Ясно, что подготовка книги, названной по цветаевской строке — «Души начинают видеть» (М.: «Вагриус»), — работа мучительно трудная. Тем выше заслуга выстроивших издание Е. Б. Коркиной (ее тщанием в 1990 году был подготовлен том «Библиотеки поэта») и И. Д. Шевеленко, автора монографии «Литературный путь Цветаевой» (М.: «НЛО», 2002), на мой взгляд, одной из самых глубоких и смелых книг о русской словесности, из появившихся в последние годы.

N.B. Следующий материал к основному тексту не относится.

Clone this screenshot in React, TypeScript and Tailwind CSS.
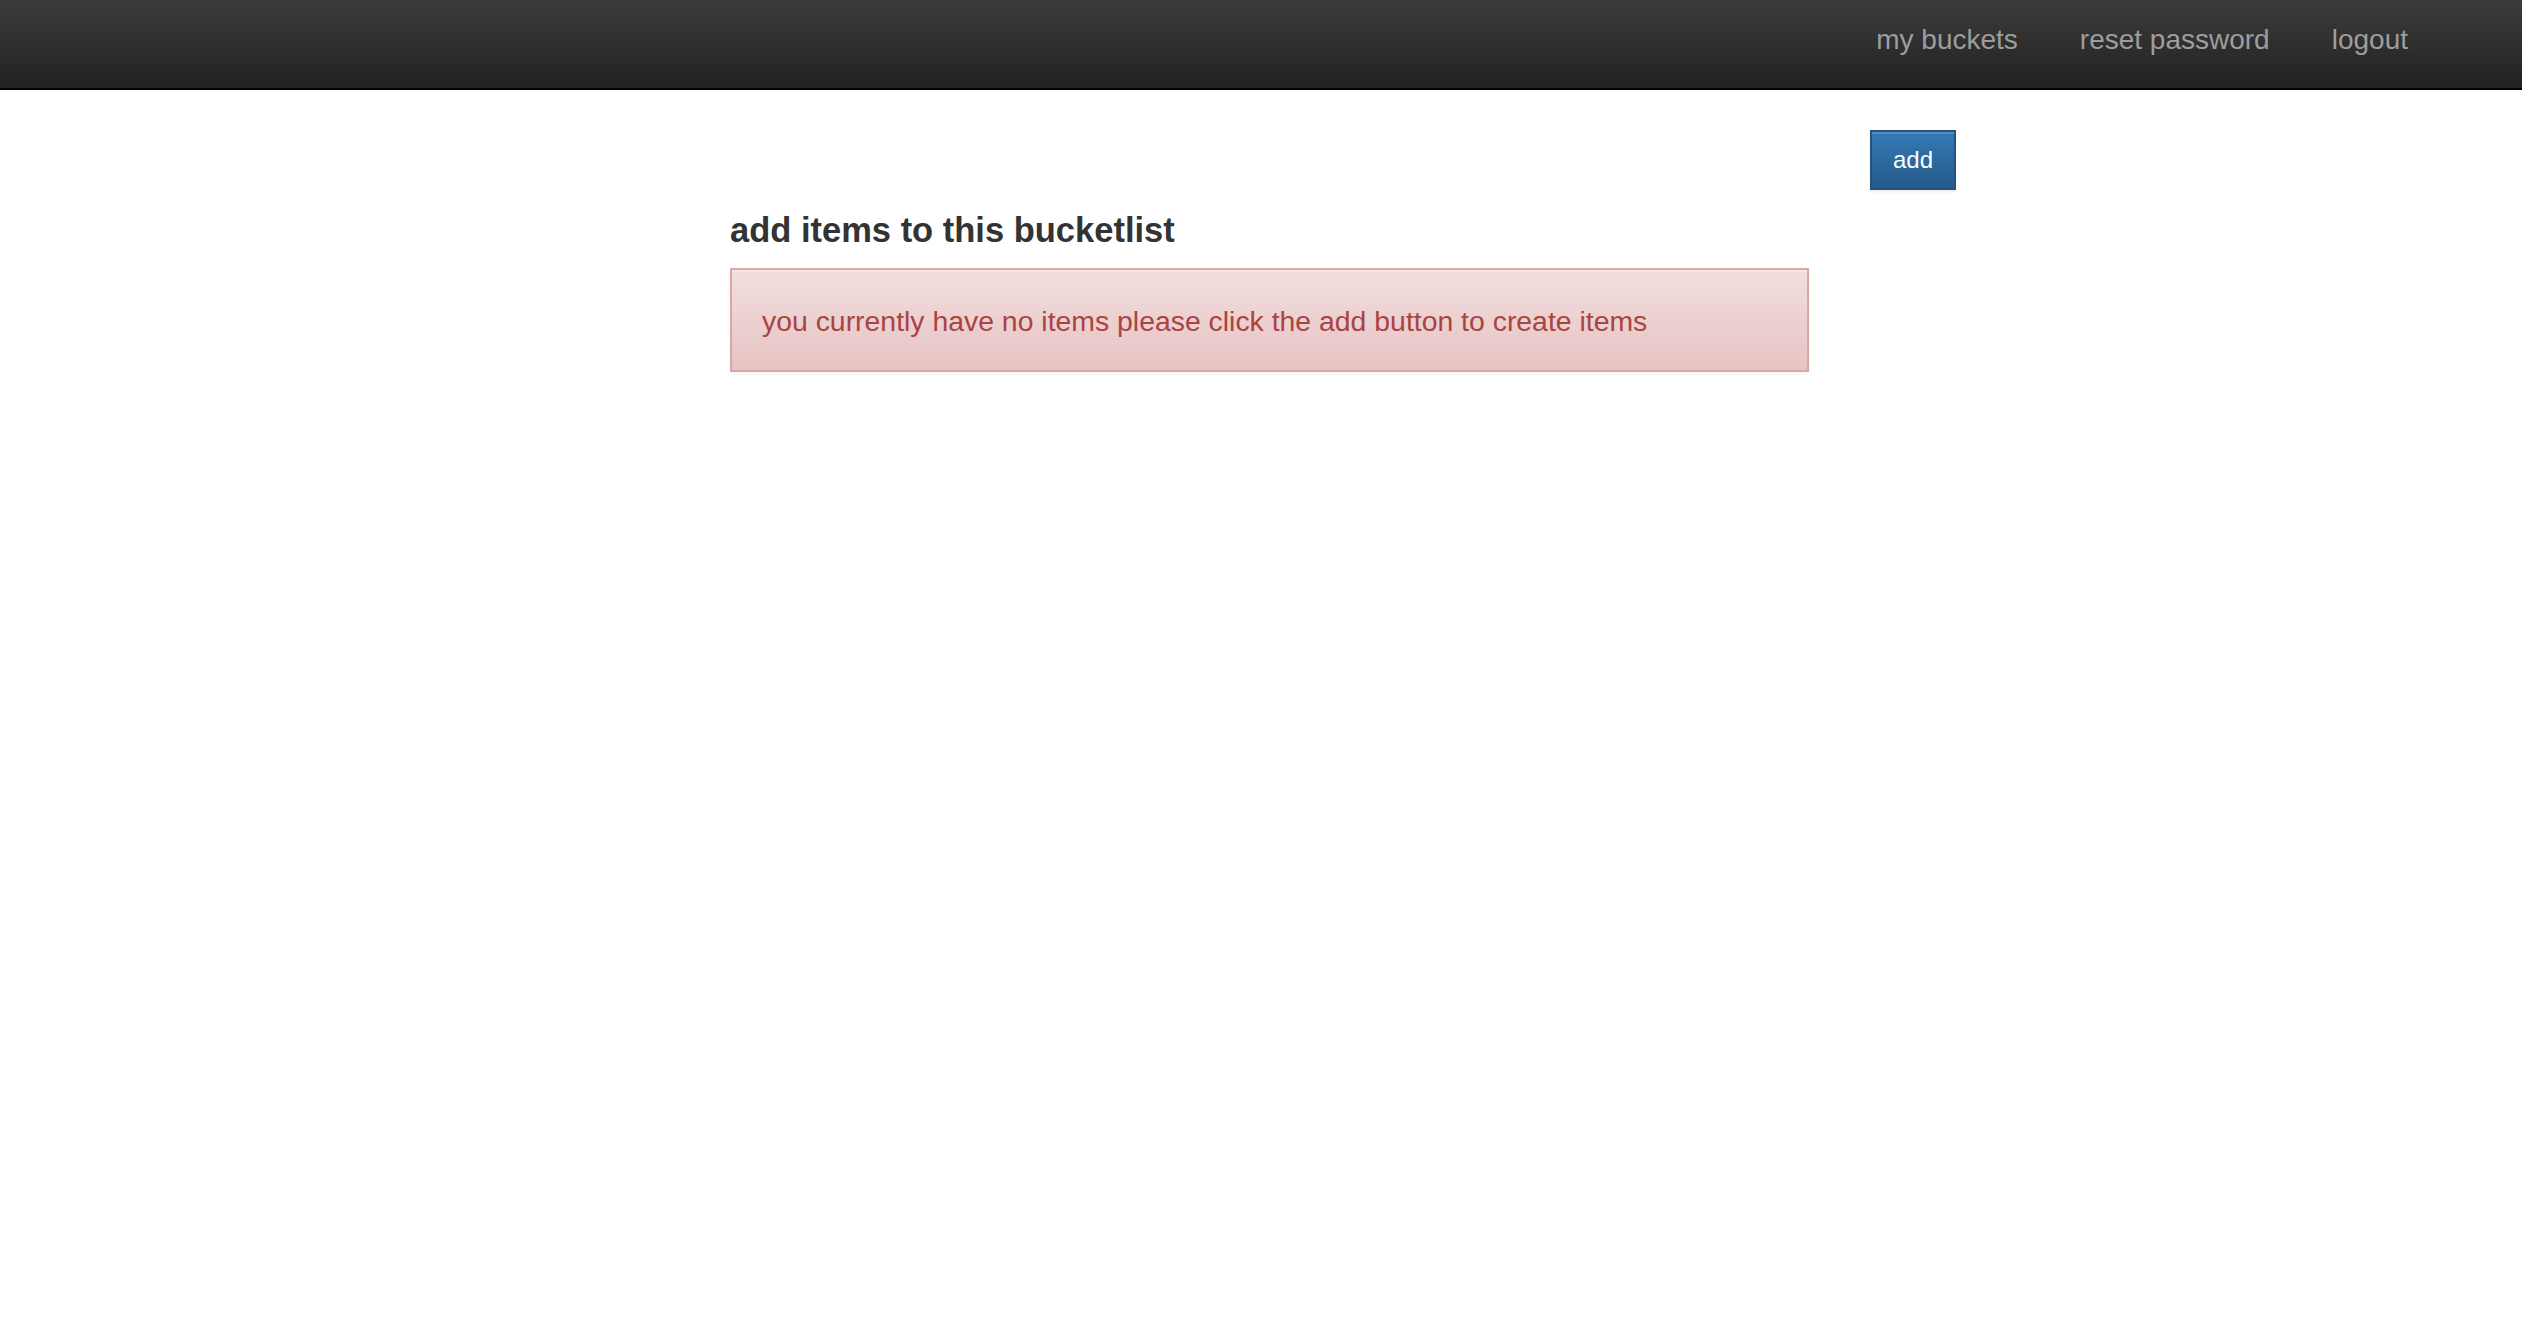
const navLinks = ["my buckets", "reset password", "logout"];

function Navbar() {
  return (
    <div className="h-[90px] border-b-2 border-black bg-gradient-to-b from-[#3c3c3c] to-[#222222]">
      <ul className="flex justify-end gap-[62px] pr-[114px] pt-[20px]">
        {navLinks.map((link) => (
          <li key={link}>
            <a href="#" className="block text-[28px] leading-[40px] text-[#9d9d9d]">
              {link}
            </a>
          </li>
        ))}
      </ul>
    </div>
  );
}

export default function App() {
  return (
    <div className="min-h-screen bg-white [font-family:'Liberation_Sans',Arial,sans-serif]">
      <Navbar />
      <div className="flex justify-end pr-[566px] pt-[40px]">
        <button className="h-[60px] w-[86px] rounded-none border-2 border-[#245580] bg-gradient-to-b from-[#337ab7] to-[#265a88] text-[24px] leading-[24px] text-white shadow-[inset_0_2px_0_rgba(255,255,255,0.15),0_2px_2px_rgba(0,0,0,0.075)]">
          add
        </button>
      </div>
      <div className="ml-[730px] w-[1079px]">
        <h4 className="mb-[19px] mt-[21px] text-[34.5px] font-bold leading-[38px] text-[#333333]">
          add items to this bucketlist
        </h4>
        <div className="border-2 border-[#dca7a7] bg-gradient-to-b from-[#f2dede] to-[#e7c3c3] pb-[29px] pl-[30px] pt-[31px] text-[28.4px] leading-[40px] text-[#a94442] shadow-[inset_0_2px_0_rgba(255,255,255,0.25),0_2px_4px_rgba(0,0,0,0.05)]">
          you currently have no items please click the add button to create items
        </div>
      </div>
    </div>
  );
}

Цветаева и Пастернак писали друг другу с полной отдачей, словно сгорая заживо едва ли не в каждом письме. При этом уровень интеллектуального напряжения был не меньше, чем уровень напряжения эмоционального. Эпистолярный диалог не прояснял «человеческие отношения» поэтов, но их властно формировал, служил не аккомпанементом или комментарием к стихам и прозе, но многообразно варьировал, усложнял и обогащал то, что было уже проговорено, и одновременно становился основой для грядущих (либо только чаемых) поэтических свершений. Читать письма Пастернака и Цветаевой должно (единственно возможно) лишь так же, как их стихи — не пугаясь бьющей в глаза (бьющей по нервам) «усложненности», не соблазняясь легкостью собственных мгновенных расшифровок, не доверяя вдруг вспыхивающей обманчивой простоте. Стараясь уразуметь (это трудно), что эпистолярный диалог неотделим от двух могучих поэтических потоков, но в то же время никак им не тождествен. Помня о том, сколь по-разному жили и осуществлялись в слове Цветаева и Пастернак. Нам подарена удивительная книга — но способна открыться она лишь тому читателю, что по-настоящему верит в поэзию и ведает о ее трагическом контакте-конфликте с тем, что называют жизнью.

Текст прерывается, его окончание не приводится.